Crash-consistent snapshots. Capture the state of the vDisk at a moment in time. From a guest's perspective this is equivalent to pulling the power cord and the system coming back up: file systems may need recovery on first boot, in-memory data is lost, transactional databases may roll back recent transactions. For most workloads, crash-consistent recovery is sufficient.
Application-consistent snapshots. The snapshot is taken after the application has flushed its in-memory state to disk. On Windows, this requires VSS (Volume Shadow Copy Service) coordination, which Nutanix Guest Tools (NGT) provides. On Linux, application-consistent snapshots typically rely on application-level mechanisms (a database's quiesce command) coordinated through NGT.
When does the distinction matter?
- Database VMs (SQL Server, Oracle, PostgreSQL). Application-consistent snapshots are strongly preferred for direct restoration. Crash-consistent recovery requires the database's startup recovery to succeed, which usually works but is slower and occasionally messy.
- File servers. Crash-consistent is fine for general SMB/NFS workloads.
- Application servers (web, app tier). Crash-consistent is fine if the application is stateless or has its state in a backed-up database.
- Active Directory domain controllers. AD has its own consistency protocols; crash-consistent is acceptable but Microsoft's preferred approach involves database-aware snapshots.

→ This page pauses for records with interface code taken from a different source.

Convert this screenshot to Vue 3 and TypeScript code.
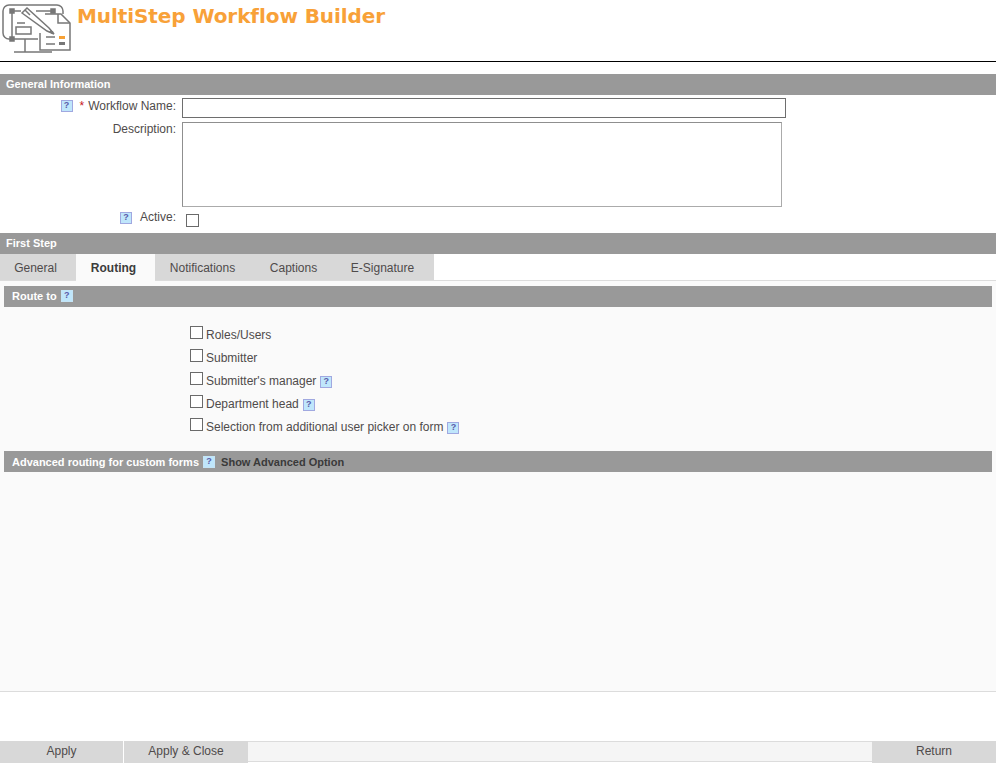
<script setup lang="ts">
const tabs = ['General', 'Routing', 'Notifications', 'Captions', 'E-Signature']
const routes = [
  { label: 'Roles/Users', help: false },
  { label: 'Submitter', help: false },
  { label: "Submitter's manager", help: true },
  { label: 'Department head', help: true },
  { label: 'Selection from additional user picker on form', help: true },
]
</script>

<template>
  <div class="page">
    <header class="header">
      <svg class="logo" width="72" height="56" viewBox="0 0 72 56" fill="none" stroke="#777" stroke-width="1.5">
        <path d="M38 39H9a6 6 0 0 1-6-6V11a6 6 0 0 1 6-6h48a6 6 0 0 1 6 6v3" />
        <path d="M25 39v13M14 52h38" />
        <path d="M12 11h9M36 11h18M12 11v28" />
        <rect x="10" y="9" width="4" height="4" fill="#777" />
        <rect x="10" y="37" width="4" height="4" fill="#777" />
        <rect x="51" y="9" width="4" height="4" fill="#777" />
        <path d="M17 23h8M16 27h15v7H16z" />
        <path d="M40 33v17h30V23l-9-9H45" />
        <path d="M58 14v9h12" />
        <path d="M22 13l5-5 22 20 5 6-7-3z" fill="#fff" />
        <path d="M25 10l5 5" />
        <path d="M50 31l3 2" stroke-width="2.4" />
        <path d="M46 37h9M46 44h9" />
        <rect x="59" y="36" width="6" height="3" fill="#f7a135" stroke="none" />
        <rect x="59" y="42" width="6" height="3" fill="#777" stroke="none" />
      </svg>
      <h1 class="title">MultiStep Workflow Builder</h1>
    </header>

    <section class="bar general-bar">General Information</section>

    <div class="form-grid">
      <div class="label">
        <span class="help"></span><span class="req">*</span>Workflow Name:
      </div>
      <div class="field"><input class="name" type="text" /></div>
      <div class="label">Description:</div>
      <div class="field"><textarea class="desc"></textarea></div>
      <div class="label active-label"><span class="help"></span>Active:</div>
      <div class="field"><span class="box active-box"></span></div>
    </div>

    <section class="bar">First Step</section>

    <nav class="tabs">
      <div
        v-for="t in tabs"
        :key="t"
        class="tab"
        :class="{ current: t === 'Routing' }"
      >{{ t }}</div>
    </nav>

    <main class="content">
      <div class="bar sub">Route to <span class="help inbar"></span></div>
      <ul class="routes">
        <li v-for="r in routes" :key="r.label" class="route">
          <span class="box"></span>
          <span class="route-label">{{ r.label }}</span>
          <span v-if="r.help" class="help"></span>
        </li>
      </ul>
      <div class="bar sub adv">
        Advanced routing for custom forms <span class="help inbar"></span>
        <a class="advanced">Show Advanced Option</a>
      </div>
    </main>

    <footer class="footer">
      <button class="btn apply">Apply</button>
      <button class="btn close">Apply &amp; Close</button>
      <div class="spacer"></div>
      <button class="btn ret">Return</button>
    </footer>
  </div>
</template>

<style>
html, body { margin: 0; background: #fff; }
</style>

<style scoped>
.page {
  width: 996px;
  height: 763px;
  display: flex;
  flex-direction: column;
  font-family: "Liberation Sans", Arial, sans-serif;
  font-size: 12px;
  color: #4f4b4b;
  overflow: hidden;
}
.header {
  height: 61px;
  border-bottom: 1px solid #000;
  display: flex;
  align-items: flex-start;
  gap: 5px;
  flex: none;
}
.logo { margin-top: 0; flex: none; }
.title {
  margin: 4px 0 0;
  font-family: "DejaVu Sans", Verdana, sans-serif;
  font-size: 20px;
  line-height: 24px;
  font-weight: 700;
  color: #f8a138;
  letter-spacing: -0.08px;
}
.bar {
  height: 21px;
  line-height: 21px;
  background: #999;
  color: #fff;
  font-size: 11px;
  font-weight: 700;
  padding-left: 6px;
  flex: none;
}
.general-bar { margin-top: 12px; }
.form-grid {
  display: grid;
  grid-template-columns: 176px 1fr;
  column-gap: 6px;
  padding-top: 3px;
  height: 138px;
  box-sizing: border-box;
  grid-template-rows: 24px 88px 23px;
  flex: none;
}
.label {
  text-align: right;
  line-height: 16px;
  white-space: nowrap;
}
.label:nth-child(3) { margin-top: -1px; }
.active-label { margin-top: -1px; }
.req { color: #c8141e; margin: 0 4px 0 7px; font-weight: 400; }
.active-label .help { margin-right: 8px; vertical-align: -3px; }
.field { display: flex; align-items: flex-start; }
.name {
  width: 604px;
  height: 20px;
  box-sizing: border-box;
  border: 1px solid #6e6e6e;
  background: #fff;
  margin: 0;
  padding: 0;
}
.desc {
  width: 600px;
  height: 85px;
  box-sizing: border-box;
  border: 1px solid #ababab;
  border-top-color: #8f8f8f;
  border-left-color: #8f8f8f;
  margin: 0;
  padding: 0;
  resize: none;
  display: block;
  background: #fff;
}
.box {
  display: inline-block;
  width: 13px;
  height: 13px;
  box-sizing: border-box;
  border: 1px solid #6a6a6a;
  background: #fff;
  flex: none;
}
.active-box { margin: 4px 0 0 4px; }
.help {
  display: inline-block;
  width: 12px;
  height: 12px;
  box-sizing: border-box;
  border: 1px solid #a0a8e0;
  background: #bfe6fb;
  vertical-align: -2px;
  position: relative;
  flex: none;
}
.help::after {
  content: "?";
  position: absolute;
  left: 0;
  right: 0;
  top: -1px;
  text-align: center;
  font-size: 9px;
  line-height: 11px;
  font-weight: 700;
  color: #5a5aa8;
  font-family: "Liberation Sans", Arial, sans-serif;
}
.help.inbar { border-color: #c4e4f6; vertical-align: -2px; margin-left: 1px; }
.tabs {
  display: flex;
  height: 27px;
  box-sizing: border-box;
  border-bottom: 1px solid #dcdcdc;
  flex: none;
}
.tab {
  height: 26px;
  line-height: 28px;
  background: #d8d8d8;
  text-align: center;
  flex: none;
  box-sizing: border-box;
}
.tab:nth-child(1) { width: 76px; padding-right: 5px; }
.tab:nth-child(2) { width: 79px; padding-right: 4px; }
.tab:nth-child(3) { width: 95px; }
.tab:nth-child(4) { width: 78px; padding-left: 9px; }
.tab:nth-child(5) { width: 106px; padding-left: 3px; }
.tab.current {
  background: #fafafa;
  height: 27px;
  font-weight: 700;
  color: #3c3c3c;
  position: relative;
}
.content {
  height: 410px;
  box-sizing: border-box;
  background: #fafafa;
  padding: 5px 4px 0;
  flex: none;
}
.sub { padding-left: 8px; }
.adv { line-height: 23px; }
.routes {
  list-style: none;
  margin: 0;
  padding: 16px 0 0 186px;
  height: 144px;
  box-sizing: border-box;
}
.route {
  display: flex;
  align-items: flex-start;
  height: 23px;
  white-space: nowrap;
}
.route .box { margin: 3px 3px 0 0; }
.route-label { line-height: 16px; margin-top: 4px; margin-right: 4px; }
.route .help { margin-top: 7px; }
.advanced {
  color: #3a3a3a;
  margin-left: 6px;
}
.footer {
  border-top: 1px solid #dcdcdc;
  height: 72px;
  box-sizing: border-box;
  display: flex;
  align-items: flex-end;
  flex: none;
}
.btn {
  height: 22px;
  border: 0;
  background: #d8d8d8;
  color: #4f4b4b;
  font: 12px "Liberation Sans", Arial, sans-serif;
  padding: 0 0 2px;
  margin: 0;
  flex: none;
}
.apply { width: 123px; margin-right: 1px; }
.close { width: 124px; }
.spacer {
  flex: 1;
  height: 21px;
  box-sizing: border-box;
  background: #f5f5f5;
  border-top: 1px solid #dcdcdc;
  border-bottom: 1px solid #dcdcdc;
  margin-bottom: 1px;
}
.ret { width: 124px; }
</style>
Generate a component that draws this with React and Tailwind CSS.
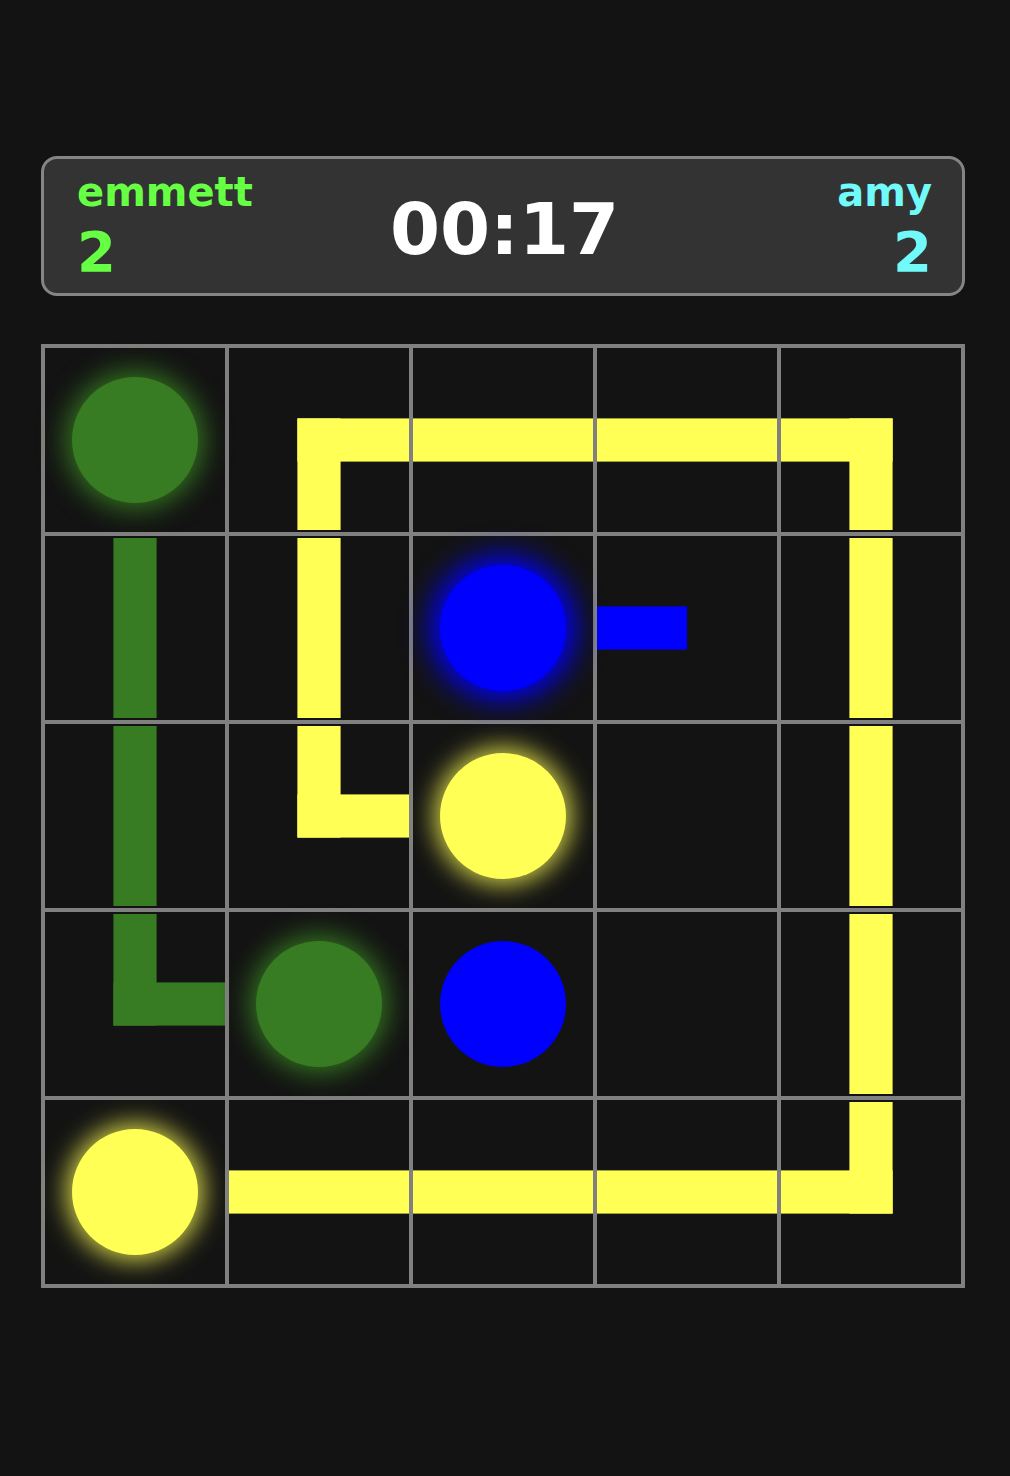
import React from 'react';

const GREEN = '#377b22';
const YELLOW = '#ffff55';
const BLUE = '#0000ff';

// pipe pieces inside a 180x180 cell box, pipe is 43.2 thick
const PIECES = {
    v: [[68.4, 0, 43.2, 180]],
    h: [[0, 68.4, 180, 43.2]],
    rb: [[68.4, 68.4, 111.6, 43.2], [68.4, 68.4, 43.2, 111.6]],
    lb: [[0, 68.4, 111.6, 43.2], [68.4, 68.4, 43.2, 111.6]],
    tr: [[68.4, 0, 43.2, 111.6], [68.4, 68.4, 111.6, 43.2]],
    tl: [[68.4, 0, 43.2, 111.6], [0, 68.4, 111.6, 43.2]],
    l: [[0, 68.4, 90, 43.2]],
};

const DOTS = {
    green: { bg: 'bg-[#377b22]', glow: 'shadow-[0_0_28px_5px_#377b22]' },
    yellow: { bg: 'bg-[#ffff55]', glow: 'shadow-[0_0_26px_5px_#d8d84a]' },
    blue: { bg: 'bg-[#0000ff]', glow: 'shadow-[0_0_30px_9px_#0000ff]' },
};

const board = [
    [{ dot: 'green', glow: true }, { pipe: 'rb', color: YELLOW }, { pipe: 'h', color: YELLOW }, { pipe: 'h', color: YELLOW }, { pipe: 'lb', color: YELLOW }],
    [{ pipe: 'v', color: GREEN }, { pipe: 'v', color: YELLOW }, { dot: 'blue', glow: true }, { pipe: 'l', color: BLUE }, { pipe: 'v', color: YELLOW }],
    [{ pipe: 'v', color: GREEN }, { pipe: 'tr', color: YELLOW }, { dot: 'yellow', glow: true }, {}, { pipe: 'v', color: YELLOW }],
    [{ pipe: 'tr', color: GREEN }, { dot: 'green', glow: true }, { dot: 'blue' }, {}, { pipe: 'v', color: YELLOW }],
    [{ dot: 'yellow', glow: true }, { pipe: 'h', color: YELLOW }, { pipe: 'h', color: YELLOW }, { pipe: 'h', color: YELLOW }, { pipe: 'tl', color: YELLOW }],
];

const font = { fontFamily: '"DejaVu Sans", Verdana, sans-serif' };

const Cell = ({ cell }) => {
    return (
        <div className="border-2 border-[#808080] h-[188px] flex items-center justify-center">
            {cell.dot && (
                <div className={`w-[126px] h-[126px] rounded-full ${DOTS[cell.dot].bg} ${cell.glow ? DOTS[cell.dot].glow : ''}`} />
            )}
            {cell.pipe && (
                <svg width="180" height="180" viewBox="0 0 180 180" className="block">
                    {PIECES[cell.pipe].map(([x, y, w, h], i) => (
                        <rect key={i} x={x} y={y} width={w} height={h} fill={cell.color} />
                    ))}
                </svg>
            )}
        </div>
    );
};

const App = () => {
    return (
        <div className="bg-[#131313] min-h-screen pt-[156px] pl-[41px] font-bold" style={font}>
            <div className="w-[924px]">
                {/* Score bar */}
                <div className="h-[140px] bg-[#333333] border-[3px] border-[#858585] rounded-[16px] pl-[33px] pr-[30px] flex items-center justify-between">
                    <div className="w-[220px] flex flex-col gap-[12px]">
                        <div className="text-[40px] leading-none text-[#66ff44]">emmett</div>
                        <div className="text-[56px] leading-none text-[#66ff44]">2</div>
                    </div>
                    <div className="text-[72px] leading-none text-white mt-[6px]">00:17</div>
                    <div className="w-[220px] flex flex-col items-end gap-[12px]">
                        <div className="text-[40px] leading-none text-[#70fafa]">amy</div>
                        <div className="text-[56px] leading-none text-[#70fafa]">2</div>
                    </div>
                </div>

                {/* Board */}
                <div className="mt-[48px] border-2 border-[#808080] grid grid-cols-5">
                    {board.map((row, r) =>
                        row.map((cell, c) => <Cell key={`${r}-${c}`} cell={cell} />)
                    )}
                </div>
            </div>
        </div>
    );
};

export default App;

Protection Domains vs Protection Policies
This is the architectural shift that matters operationally and exam-wise. Read carefully.
Protection Domains (PDs). The legacy construct, configured in Prism Element. A PD is a group of VMs (and/or vDisks) that share a single replication and snapshot schedule. You create a PD, add VMs to it, attach a remote site, configure the schedule (e.g., snapshot every hour, replicate every 4 hours), and the PD enforces it. PDs have been the workhorse of Nutanix DR for years.
Protection Policies. The modern construct, configured in Prism Central. Policies are category-driven (Module 4). A Protection Policy says: "All VMs with Environment: Production get hourly snapshots retained for 7 days, with NearSync replication to the DR site." VMs are assigned to the policy by their categories, not by manual addition. Policies are tied to Recovery Plans (Nutanix Disaster Recovery, formerly Leap) for orchestrated failover.
| Dimension | Protection Domain | Protection Policy |
|---|---|---|
| Where configured | Prism Element | Prism Central |
| Membership model | Manual VM addition | Category-driven (auto) |
| Failover orchestration | Native PD failover (basic) | Recovery Plans (rich orchestration) |
| Multi-site management | Per-PD, per-cluster | Centralized in PC |
| Recommended for new deployments | No | Yes |
Existing customers: PDs continue to work. There is no forced migration. Many production environments still run PDs because the migration to Policies is a project that requires planning. New deployments should start with Policies.
Async Replication: The Default Workhorse
Async replication is the bread-and-butter Nutanix DR mechanism. The pattern:
- Take a snapshot at the source cluster on schedule (e.g., hourly).
- Compute the delta between this snapshot and the previous replicated one.
- Send the delta over the network to the destination cluster.
- The destination cluster materializes the new snapshot.
- Retain snapshots per the configured retention policy.
Characteristics:
- Minimum RPO: typically 1 hour, configurable down to 15 minutes in some scenarios. RPO is governed by the snapshot/replication interval, not by inherent technology limits.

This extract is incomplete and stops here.